Most of these clubs had to issue grueling apologies and it looks like there have been irreparable damages done in the relationship between the fans and the owners. The Super League did not have the support of Football’s governing bodies nor the support of the respected Governments. This was a major reason behind the fallout of the League.

On the other hand, the call for the British Super League may have the green light of UEFA, FIFA, the English and Scotland FA, and also the backing of the respecting government’s. According to reports, it is understood that the plan is to onboard Celtic and Rangers of Scotland to the English Premier League. Hence making it an almost cross-border league.




Rangers F.C. and Celtic F.C. are the most dominant teams in the Scottish Premiership and have a huge fanbase in the country. These clubs are based in Glasgow and have an incredible fanbase worldwide. Each club is estimated to have a global fanbase of around nine million supporters. The British Super League could benefit from the extra revenue generated as the result of an additional chunk of supporters. The two clubs were founded in the 1870s and have a rich heritage and history.



Like many other European Leagues, the Scottish Premiership is also ruled by just two powerhouses. The last time another team was crowned the Scottish champions was in 1985. Aberdeen managed by Sir Alex Ferguson won the league in the 1984-85 season.

Rangers have won the league an astonishing 55 times (including the current season) while Celtic is close in pursuit with 51. The absence of these two clubs could result in a drop in revenue for the Scottish FA, but it can also reduce the power gap in the league. A more competitive league could be in store with the European qualifiers being opened up to many other teams in the process.



There is no doubt that the clubs are capable of playing in the Premier League. Ex–Liverpool captain and current Manager of Rangers F.C pointed out that his team would finish sixth in the league if they were competing in England. Rangers are the highest-scoring team in Europe this season with 131 goals in 54 matches across all competitions.
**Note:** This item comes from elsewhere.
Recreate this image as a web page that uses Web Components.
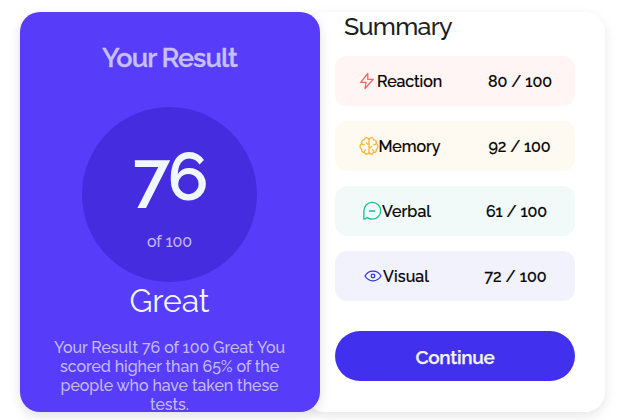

There will have to be a change in the existing Premier League framework to accommodate the two clubs if the proposal is accepted. A 22-team format is being suggested to include the two teams. But there is also an increased number of votes for an 18-team system. Also, there are talks of making the final match weeks to a playoff-style system like seen in the lower divisions. The first and fourth-placed and the second and third-placed teams will play in a semi-final format and the two emergent teams will play in a final to decide the winners of the league.

The 18-team system is unlikely to be accepted as it would result in more teams being relegated and fewer teams being promoted to include Rangers and Celtic. At least 14 votes need to be cast out of a possible twenty from the Premier League teams for the proposal to be accepted. The teams on the bottom half of the table are unlikely to pass the reform as they will be under threat of relegation in the coming seasons and hence could miss a fair share of the revenue.



FIFA and UEFA are now are harboring the possibility of cross-border leagues and this proposal could be given the green light as a result. We could potentially see a more competitive league if this does happen. Although unlikely to surface any time soon, it will remain on the agenda for the near future.